L’épiscopat polonais a appelé à respecter le droit international qui autorise chacun à demander l’asile, mais le gouvernement polonais se défend en argumentant que les personnes concernées arrivent de Biélorussie, un pays qui n’est pas en guerre et où leur vie n’est pas menacée.
En outre, beaucoup de ces immigrants arrivent d’Irak où leurs jours n’étaient pas non plus en danger, fait remarquer le ministère polonais de l’Intérieur, et les autoriser à passer en Pologne provoquerait très certainement un afflux supplémentaire. Ce serait en effet un signal envoyé aux candidats à l’émigration en Europe occidentale comme quoi la route passant par la Biélorussie et la Pologne est ouverte.
Vu ce qui se passe aujourd’hui en Afghanistan, la pression migratoire sur la Pologne ne peut qu’aller croissante. Ce pays considéré comme un allié très fidèle des États-Unis au Moyen-Orient et en Afghanistan pourrait à ce titre faire l’objet d’une pression particulièrement forte des autres pays européens pour accueillir des immigrants afghans. Après 2015, les Polonais ont su s’opposer au plan de relocalisation des migrants dans leur pays. Seront-ils suffisamment déterminés aujourd’hui pour protéger le peuple polonais et la frontière externe du groupe Schengen contre une nouvelle vague d’immigration musulmane ?

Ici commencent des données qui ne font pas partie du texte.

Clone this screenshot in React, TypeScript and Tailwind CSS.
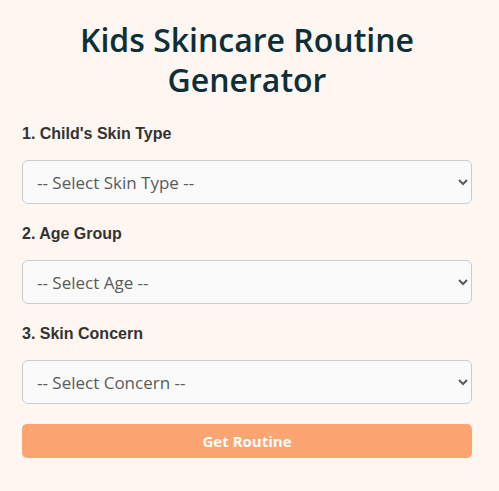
import React from "react";

function Field({ label, placeholder }: { label: string; placeholder: string }) {
  return (
    <div className="flex flex-col">
      <label className="mb-[16px] font-['Liberation_Sans',Arial,sans-serif] text-[16px] font-bold leading-[20px] text-[#333333]">
        {label}
      </label>
      <select
        className="h-[44px] w-full rounded-[6px] border border-[#cccccc] bg-[#fafafa] pl-[10px] pr-[6px] font-['Open_Sans','Noto_Sans',sans-serif] text-[17px] text-[#5a5a5a]"
        defaultValue=""
      >
        <option value="">{placeholder}</option>
      </select>
    </div>
  );
}

export default function App() {
  return (
    <div className="min-h-[491px] w-full bg-[#fef6f1] pt-[20px]">
      <div className="ml-[22px] w-[450px]">
        <h1 className="mb-[24px] text-center font-['Open_Sans','Noto_Sans',sans-serif] text-[32px] font-semibold leading-[40px] text-[#0d2f38]">
          Kids Skincare Routine
          <br />
          Generator
        </h1>
        <div className="flex flex-col gap-[20px]">
          <Field label="1. Child's Skin Type" placeholder="-- Select Skin Type --" />
          <Field label="2. Age Group" placeholder="-- Select Age --" />
          <Field label="3. Skin Concern" placeholder="-- Select Concern --" />
        </div>
        <button className="mt-[20px] h-[34px] w-full rounded-[5px] bg-[#fda572] font-['Open_Sans','Noto_Sans',sans-serif] text-[15px] font-bold text-white">
          Get Routine
        </button>
      </div>
    </div>
  );
}
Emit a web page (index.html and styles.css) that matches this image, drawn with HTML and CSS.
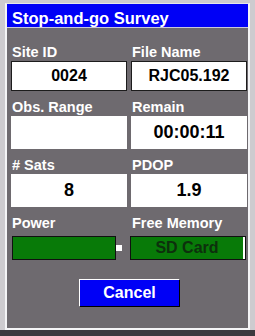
FILE: index.html
```html
<!DOCTYPE html>
<html>
<head>
<meta charset="utf-8">
<link rel="stylesheet" href="styles.css">
</head>
<body>
<div class="window">
  <div class="title">Stop-and-go Survey</div>
  <div class="panel">
    <div class="grid">
      <div class="field">
        <div class="label">Site ID</div>
        <div class="val edit">0024</div>
      </div>
      <div class="field">
        <div class="label">File Name</div>
        <div class="val edit">RJC05.192</div>
      </div>
      <div class="field">
        <div class="label">Obs. Range</div>
        <div class="val tall"></div>
      </div>
      <div class="field">
        <div class="label">Remain</div>
        <div class="val tall">00:00:11</div>
      </div>
      <div class="field">
        <div class="label"># Sats</div>
        <div class="val tall">8</div>
      </div>
      <div class="field">
        <div class="label">PDOP</div>
        <div class="val tall">1.9</div>
      </div>
      <div class="field">
        <div class="label">Power</div>
        <div class="battery">
          <div class="bat-body"></div>
          <div class="bat-nub"></div>
        </div>
      </div>
      <div class="field">
        <div class="label">Free Memory</div>
        <div class="memory"><span class="mem-text">SD Card</span><span class="mem-mark"></span></div>
      </div>
    </div>
    <div class="actions">
      <div class="btn">Cancel</div>
    </div>
  </div>
</div>
<div class="strip"></div>
</body>
</html>
```

FILE: styles.css
```css
html, body {
  margin: 0;
  padding: 0;
}
body {
  width: 255px;
  height: 336px;
  overflow: hidden;
  background: #cdcbcf;
  font-family: "Liberation Sans", Arial, sans-serif;
  display: flex;
  flex-direction: column;
}
.window {
  margin: 3px 0 0 5px;
  width: 241px;
  border-top: 1px solid #e6e6ea;
  border-left: 2px solid #f4f4f6;
  border-right: 2px solid #f4f4f6;
  border-bottom: 2px solid #f4f4f6;
  display: flex;
  flex-direction: column;
}
.title {
  height: 18px;
  padding: 5px 0 0 5px;
  line-height: 18px;
  background: #0000f6;
  color: #ffffff;
  font-weight: bold;
  font-size: 16.5px;
  border-bottom: 1px solid #c9c8dc;
}
.panel {
  background: #6e6a6f;
  height: 300px;
  padding: 16px 1px 0 4px;
  box-sizing: border-box;
}
.grid {
  display: grid;
  grid-template-columns: 116px 116px;
  column-gap: 4px;
  row-gap: 8px;
}
.field {
  display: flex;
  flex-direction: column;
}
.label {
  color: #ffffff;
  font-weight: bold;
  font-size: 14.5px;
  line-height: 16px;
  height: 16px;
  padding-left: 1px;
  margin-bottom: 1px;
  white-space: nowrap;
}
.val {
  background: #ffffff;
  color: #000000;
  font-weight: bold;
  font-size: 16px;
  display: flex;
  align-items: center;
  justify-content: center;
  box-sizing: border-box;
}
.edit {
  height: 30px;
  border: 1px solid #1c1c1c;
}
.tall {
  height: 33px;
  font-size: 18px;
}
.battery {
  display: flex;
  align-items: center;
  margin-top: 4px;
  padding-left: 1px;
}
.bat-body {
  width: 104px;
  height: 24px;
  box-sizing: border-box;
  background: #087a08;
  border: 1px solid #101010;
}
.bat-nub {
  width: 6px;
  height: 6px;
  background: #ffffff;
}
.memory {
  margin-top: 4px;
  margin-left: -1px;
  height: 24px;
  width: 116px;
  box-sizing: border-box;
  background: #087a08;
  border: 1px solid #101010;
  display: flex;
  align-items: center;
}
.mem-text {
  flex: 1;
  text-align: center;
  color: #0d300d;
  font-size: 16px;
  font-weight: bold;
  line-height: 22px;
}
.mem-mark {
  width: 2px;
  height: 22px;
  background: #ffffff;
}
.actions {
  display: flex;
  justify-content: center;
  margin-top: 19px;
  padding-left: 1px;
}
.btn {
  width: 101px;
  height: 28px;
  box-sizing: border-box;
  background: #0000f6;
  color: #ffffff;
  font-weight: bold;
  font-size: 16px;
  border-top: 1px solid #ffffff;
  border-left: 1px solid #ffffff;
  border-right: 1px solid #000000;
  border-bottom: 1px solid #000000;
  display: flex;
  align-items: center;
  justify-content: center;
}
.strip {
  flex: 1;
  background: #3c3a3e;
  margin-top: 0;
}
```
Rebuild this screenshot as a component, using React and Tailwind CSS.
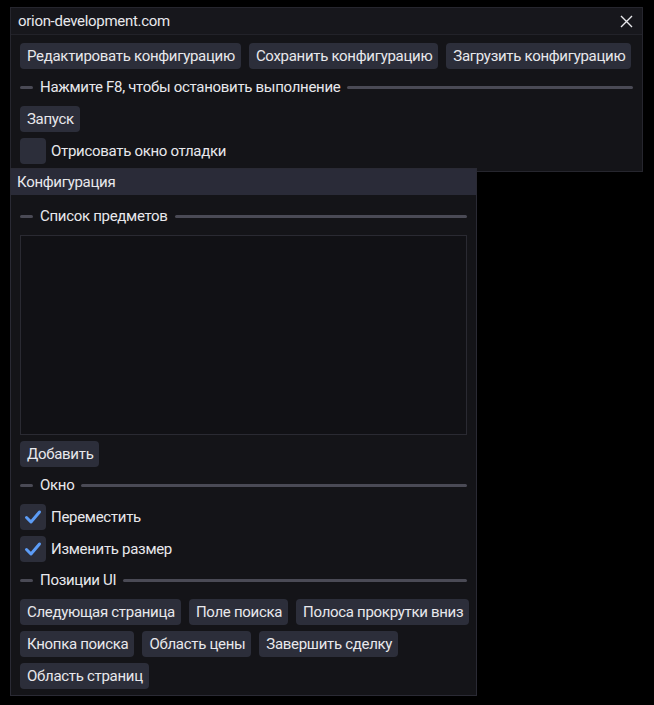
import React from 'react';

const font = { fontFamily: 'Roboto, "Noto Sans", sans-serif' };

const Btn = ({ children }) => (
  <div className="h-[26px] pl-[7px] pr-[6px] flex items-center rounded-[4px] bg-[#2c2e3a] text-[#e8e8ec] text-[15px] whitespace-nowrap">
    {children}
  </div>
);

const Separator = ({ label }) => (
  <div className="flex items-center h-[25px] text-[15px] text-[#e8e8ec]">
    <div className="w-[13px] h-[3px] bg-[#4a4a55] rounded-full" />
    <span className="mx-[7px] whitespace-nowrap">{label}</span>
    <div className="flex-1 h-[3px] bg-[#4a4a55] rounded-full" />
  </div>
);

const Check = ({ label, checked }) => (
  <div className="flex items-center h-[26px] text-[15px] text-[#e8e8ec]">
    <div className="w-[26px] h-[26px] rounded-[4px] bg-[#2c2e3a] flex items-center justify-center">
      {checked && (
        <svg width="18" height="18" viewBox="0 0 18 18">
          <path d="M2.5 9.5 L7 14 L15.5 4" fill="none" stroke="#5c9cf6" strokeWidth="3" strokeLinecap="round" strokeLinejoin="round" />
        </svg>
      )}
    </div>
    <span className="ml-[5px]">{label}</span>
  </div>
);

export default function App() {
  return (
    <div className="relative w-[654px] h-[705px] bg-black overflow-hidden tracking-[-0.3px]" style={font}>
      {/* main window */}
      <div className="absolute left-[10px] top-[7px] w-[633px] h-[165px] border border-[#26262e] bg-[#141418] flex flex-col">
        <div className="h-[27px] flex items-center justify-between pl-[7px] pr-[9px] bg-[#17171c] border-b border-[#222229] text-[15px] text-[#e8e8ec]">
          <span>orion-development.com</span>
          <svg width="13" height="13" viewBox="0 0 13 13">
            <path d="M1 1 L12 12 M12 1 L1 12" stroke="#e8e8ec" strokeWidth="1.4" />
          </svg>
        </div>
        <div className="flex flex-col px-[9px] pt-[8px] gap-[6px]">
          <div className="flex gap-[8px]">
            <Btn>Редактировать конфигурацию</Btn>
            <Btn>Сохранить конфигурацию</Btn>
            <Btn>Загрузить конфигурацию</Btn>
          </div>
          <Separator label="Нажмите F8, чтобы остановить выполнение" />
          <div className="flex">
            <Btn>Запуск</Btn>
          </div>
          <Check label="Отрисовать окно отладки" />
        </div>
      </div>

      {/* config window */}
      <div className="absolute left-[10px] top-[168px] w-[467px] h-[528px] border border-[#2a2a34] bg-[#141418] flex flex-col">
        <div className="h-[26px] flex items-center pl-[6px] bg-[#2a2b38] text-[15px] text-[#e8e8ec]">
          Конфигурация
        </div>
        <div className="flex flex-col px-[9px] pt-[9px] gap-[6px]">
          <Separator label="Список предметов" />
          <div className="h-[200px] border border-[#2a2a32] bg-[#111115]" />
          <div className="flex">
            <Btn>Добавить</Btn>
          </div>
          <Separator label="Окно" />
          <Check label="Переместить" checked />
          <Check label="Изменить размер" checked />
          <Separator label="Позиции UI" />
          <div className="flex gap-[8px]">
            <Btn>Следующая страница</Btn>
            <Btn>Поле поиска</Btn>
            <Btn>Полоса прокрутки вниз</Btn>
          </div>
          <div className="flex gap-[8px]">
            <Btn>Кнопка поиска</Btn>
            <Btn>Область цены</Btn>
            <Btn>Завершить сделку</Btn>
          </div>
          <div className="flex">
            <Btn>Область страниц</Btn>
          </div>
        </div>
      </div>
    </div>
  );
}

Pour ce qui est de la Lituanie, première visée par l’entreprise de déstabilisation de Loukachenko, les renvois à chauds opérés à la frontière portent déjà leurs fruits et la situation s’est stabilisée selon le ministre de l’Intérieur Agnė Bilotaitė. « Quand nous analysons les médias sociaux de certains des pays à partir desquels la migration irrégulière se produit, nous constatons une nouvelle tendance à envoyer un message clair et à proposer que (les migrants) ne prennent pas cette route parce qu’elle est compliquée, qu’il y a des conditions difficiles, et il est proposé de prendre d’autres directions. », déclarait le ministre lituanien le 19 août.